= WHAT THE TASK ASKS =
Reproduce the listing word for word, leaving every picture behind.

= SUPPLIED MATERIAL =

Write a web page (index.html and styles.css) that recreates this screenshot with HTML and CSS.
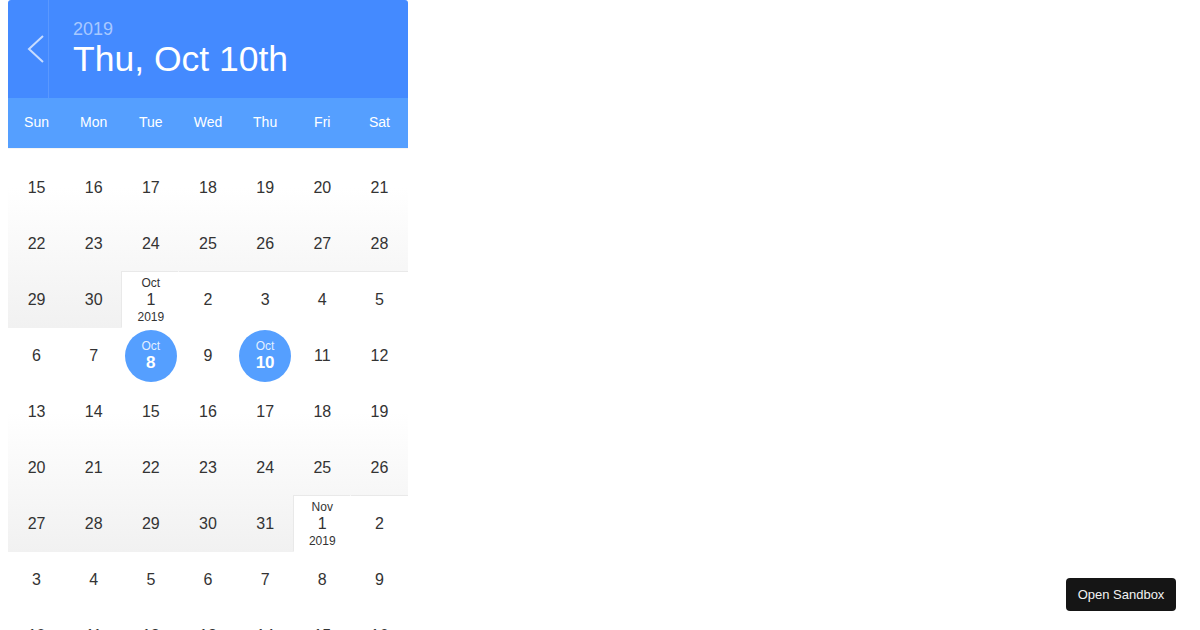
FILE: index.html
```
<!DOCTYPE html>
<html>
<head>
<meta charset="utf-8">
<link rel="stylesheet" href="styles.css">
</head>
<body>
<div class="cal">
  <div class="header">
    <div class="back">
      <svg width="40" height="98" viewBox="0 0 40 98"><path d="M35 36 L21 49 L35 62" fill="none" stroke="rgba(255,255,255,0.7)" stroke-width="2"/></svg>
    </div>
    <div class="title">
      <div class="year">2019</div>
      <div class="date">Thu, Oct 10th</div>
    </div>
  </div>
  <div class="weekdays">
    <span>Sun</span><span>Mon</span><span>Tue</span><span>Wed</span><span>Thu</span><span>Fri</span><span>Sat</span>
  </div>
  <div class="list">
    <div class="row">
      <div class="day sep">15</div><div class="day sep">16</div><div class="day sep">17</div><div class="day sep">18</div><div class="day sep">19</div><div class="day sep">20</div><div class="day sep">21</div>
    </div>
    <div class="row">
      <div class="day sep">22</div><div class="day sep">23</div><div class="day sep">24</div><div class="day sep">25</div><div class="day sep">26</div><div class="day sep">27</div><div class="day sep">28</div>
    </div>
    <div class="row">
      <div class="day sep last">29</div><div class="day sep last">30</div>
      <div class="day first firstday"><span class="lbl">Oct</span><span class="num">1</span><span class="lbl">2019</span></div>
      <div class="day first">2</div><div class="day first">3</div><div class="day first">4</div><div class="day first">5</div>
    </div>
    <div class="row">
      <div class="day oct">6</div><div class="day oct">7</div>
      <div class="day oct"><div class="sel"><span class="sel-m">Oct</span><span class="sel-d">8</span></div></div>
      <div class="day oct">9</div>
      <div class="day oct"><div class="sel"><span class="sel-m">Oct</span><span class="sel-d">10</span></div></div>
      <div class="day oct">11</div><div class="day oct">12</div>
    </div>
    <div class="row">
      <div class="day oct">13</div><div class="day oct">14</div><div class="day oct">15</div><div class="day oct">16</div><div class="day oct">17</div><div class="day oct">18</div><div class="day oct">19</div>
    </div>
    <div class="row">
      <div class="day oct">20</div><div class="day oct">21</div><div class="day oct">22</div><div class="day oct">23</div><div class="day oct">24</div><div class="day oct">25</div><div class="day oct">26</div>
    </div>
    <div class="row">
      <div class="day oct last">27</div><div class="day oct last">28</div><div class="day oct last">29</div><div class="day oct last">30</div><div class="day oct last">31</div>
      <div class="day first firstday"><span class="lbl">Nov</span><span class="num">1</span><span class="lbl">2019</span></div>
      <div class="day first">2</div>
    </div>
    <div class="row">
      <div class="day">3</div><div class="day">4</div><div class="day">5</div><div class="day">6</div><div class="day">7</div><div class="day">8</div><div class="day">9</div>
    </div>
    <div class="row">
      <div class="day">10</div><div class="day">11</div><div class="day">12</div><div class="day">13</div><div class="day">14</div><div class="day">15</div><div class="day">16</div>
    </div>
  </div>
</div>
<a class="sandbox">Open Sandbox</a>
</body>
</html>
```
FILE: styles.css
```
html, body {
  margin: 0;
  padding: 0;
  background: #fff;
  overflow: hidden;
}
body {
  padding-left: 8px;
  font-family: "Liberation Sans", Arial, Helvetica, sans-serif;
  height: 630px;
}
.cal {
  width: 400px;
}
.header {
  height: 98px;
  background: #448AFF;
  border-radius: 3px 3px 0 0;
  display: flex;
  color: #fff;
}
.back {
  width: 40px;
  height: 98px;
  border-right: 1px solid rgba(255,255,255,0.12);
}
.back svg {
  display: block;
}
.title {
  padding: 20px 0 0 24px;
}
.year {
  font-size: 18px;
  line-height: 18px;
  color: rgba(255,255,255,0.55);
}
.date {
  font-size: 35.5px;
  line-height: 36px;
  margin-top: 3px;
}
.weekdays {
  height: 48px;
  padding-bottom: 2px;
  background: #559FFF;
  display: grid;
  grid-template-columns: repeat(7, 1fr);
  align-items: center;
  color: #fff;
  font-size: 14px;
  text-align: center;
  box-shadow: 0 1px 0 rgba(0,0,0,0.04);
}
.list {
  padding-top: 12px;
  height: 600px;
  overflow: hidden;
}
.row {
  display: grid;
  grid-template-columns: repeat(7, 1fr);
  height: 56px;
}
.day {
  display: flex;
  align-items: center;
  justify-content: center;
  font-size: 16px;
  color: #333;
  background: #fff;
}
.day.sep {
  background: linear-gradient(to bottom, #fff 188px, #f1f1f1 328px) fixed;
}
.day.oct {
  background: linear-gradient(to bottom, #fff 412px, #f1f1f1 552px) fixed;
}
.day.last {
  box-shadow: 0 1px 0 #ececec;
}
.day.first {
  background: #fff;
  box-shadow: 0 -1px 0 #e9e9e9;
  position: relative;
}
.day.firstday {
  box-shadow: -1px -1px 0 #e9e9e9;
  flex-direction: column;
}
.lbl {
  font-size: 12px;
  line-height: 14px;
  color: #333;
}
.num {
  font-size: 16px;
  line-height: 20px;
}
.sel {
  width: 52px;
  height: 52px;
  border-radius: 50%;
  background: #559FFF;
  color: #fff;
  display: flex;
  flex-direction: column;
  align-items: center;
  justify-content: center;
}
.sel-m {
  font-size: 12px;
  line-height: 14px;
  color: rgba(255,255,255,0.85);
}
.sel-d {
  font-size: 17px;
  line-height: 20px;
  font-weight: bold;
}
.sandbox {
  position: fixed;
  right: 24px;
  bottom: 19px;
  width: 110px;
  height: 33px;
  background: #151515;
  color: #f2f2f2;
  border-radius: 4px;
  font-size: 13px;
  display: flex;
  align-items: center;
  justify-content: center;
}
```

= EXERCISE RESULT =
Write a web page (index.html and styles.css) that recreates this screenshot with HTML and CSS.
FILE: index.html
```
<!DOCTYPE html>
<html>
<head>
<meta charset="utf-8">
<link rel="stylesheet" href="styles.css">
</head>
<body>
<div class="cal">
  <div class="header">
    <div class="back">
      <svg width="40" height="98" viewBox="0 0 40 98"><path d="M35 36 L21 49 L35 62" fill="none" stroke="rgba(255,255,255,0.7)" stroke-width="2"/></svg>
    </div>
    <div class="title">
      <div class="year">2019</div>
      <div class="date">Thu, Oct 10th</div>
    </div>
  </div>
  <div class="weekdays">
    <span>Sun</span><span>Mon</span><span>Tue</span><span>Wed</span><span>Thu</span><span>Fri</span><span>Sat</span>
  </div>
  <div class="list">
    <div class="row">
      <div class="day sep">15</div><div class="day sep">16</div><div class="day sep">17</div><div class="day sep">18</div><div class="day sep">19</div><div class="day sep">20</div><div class="day sep">21</div>
    </div>
    <div class="row">
      <div class="day sep">22</div><div class="day sep">23</div><div class="day sep">24</div><div class="day sep">25</div><div class="day sep">26</div><div class="day sep">27</div><div class="day sep">28</div>
    </div>
    <div class="row">
      <div class="day sep last">29</div><div class="day sep last">30</div>
      <div class="day first firstday"><span class="lbl">Oct</span><span class="num">1</span><span class="lbl">2019</span></div>
      <div class="day first">2</div><div class="day first">3</div><div class="day first">4</div><div class="day first">5</div>
    </div>
    <div class="row">
      <div class="day oct">6</div><div class="day oct">7</div>
      <div class="day oct"><div class="sel"><span class="sel-m">Oct</span><span class="sel-d">8</span></div></div>
      <div class="day oct">9</div>
      <div class="day oct"><div class="sel"><span class="sel-m">Oct</span><span class="sel-d">10</span></div></div>
      <div class="day oct">11</div><div class="day oct">12</div>
    </div>
    <div class="row">
      <div class="day oct">13</div><div class="day oct">14</div><div class="day oct">15</div><div class="day oct">16</div><div class="day oct">17</div><div class="day oct">18</div><div class="day oct">19</div>
    </div>
    <div class="row">
      <div class="day oct">20</div><div class="day oct">21</div><div class="day oct">22</div><div class="day oct">23</div><div class="day oct">24</div><div class="day oct">25</div><div class="day oct">26</div>
    </div>
    <div class="row">
      <div class="day oct last">27</div><div class="day oct last">28</div><div class="day oct last">29</div><div class="day oct last">30</div><div class="day oct last">31</div>
      <div class="day first firstday"><span class="lbl">Nov</span><span class="num">1</span><span class="lbl">2019</span></div>
      <div class="day first">2</div>
    </div>
    <div class="row">
      <div class="day">3</div><div class="day">4</div><div class="day">5</div><div class="day">6</div><div class="day">7</div><div class="day">8</div><div class="day">9</div>
    </div>
    <div class="row">
      <div class="day">10</div><div class="day">11</div><div class="day">12</div><div class="day">13</div><div class="day">14</div><div class="day">15</div><div class="day">16</div>
    </div>
  </div>
</div>
<a class="sandbox">Open Sandbox</a>
</body>
</html>
```
FILE: styles.css
```
html, body {
  margin: 0;
  padding: 0;
  background: #fff;
  overflow: hidden;
}
body {
  padding-left: 8px;
  font-family: "Liberation Sans", Arial, Helvetica, sans-serif;
  height: 630px;
}
.cal {
  width: 400px;
}
.header {
  height: 98px;
  background: #448AFF;
  border-radius: 3px 3px 0 0;
  display: flex;
  color: #fff;
}
.back {
  width: 40px;
  height: 98px;
  border-right: 1px solid rgba(255,255,255,0.12);
}
.back svg {
  display: block;
}
.title {
  padding: 20px 0 0 24px;
}
.year {
  font-size: 18px;
  line-height: 18px;
  color: rgba(255,255,255,0.55);
}
.date {
  font-size: 35.5px;
  line-height: 36px;
  margin-top: 3px;
}
.weekdays {
  height: 48px;
  padding-bottom: 2px;
  background: #559FFF;
  display: grid;
  grid-template-columns: repeat(7, 1fr);
  align-items: center;
  color: #fff;
  font-size: 14px;
  text-align: center;
  box-shadow: 0 1px 0 rgba(0,0,0,0.04);
}
.list {
  padding-top: 12px;
  height: 600px;
  overflow: hidden;
}
.row {
  display: grid;
  grid-template-columns: repeat(7, 1fr);
  height: 56px;
}
.day {
  display: flex;
  align-items: center;
  justify-content: center;
  font-size: 16px;
  color: #333;
  background: #fff;
}
.day.sep {
  background: linear-gradient(to bottom, #fff 188px, #f1f1f1 328px) fixed;
}
.day.oct {
  background: linear-gradient(to bottom, #fff 412px, #f1f1f1 552px) fixed;
}
.day.last {
  box-shadow: 0 1px 0 #ececec;
}
.day.first {
  background: #fff;
  box-shadow: 0 -1px 0 #e9e9e9;
  position: relative;
}
.day.firstday {
  box-shadow: -1px -1px 0 #e9e9e9;
  flex-direction: column;
}
.lbl {
  font-size: 12px;
  line-height: 14px;
  color: #333;
}
.num {
  font-size: 16px;
  line-height: 20px;
}
.sel {
  width: 52px;
  height: 52px;
  border-radius: 50%;
  background: #559FFF;
  color: #fff;
  display: flex;
  flex-direction: column;
  align-items: center;
  justify-content: center;
}
.sel-m {
  font-size: 12px;
  line-height: 14px;
  color: rgba(255,255,255,0.85);
}
.sel-d {
  font-size: 17px;
  line-height: 20px;
  font-weight: bold;
}
.sandbox {
  position: fixed;
  right: 24px;
  bottom: 19px;
  width: 110px;
  height: 33px;
  background: #151515;
  color: #f2f2f2;
  border-radius: 4px;
  font-size: 13px;
  display: flex;
  align-items: center;
  justify-content: center;
}
```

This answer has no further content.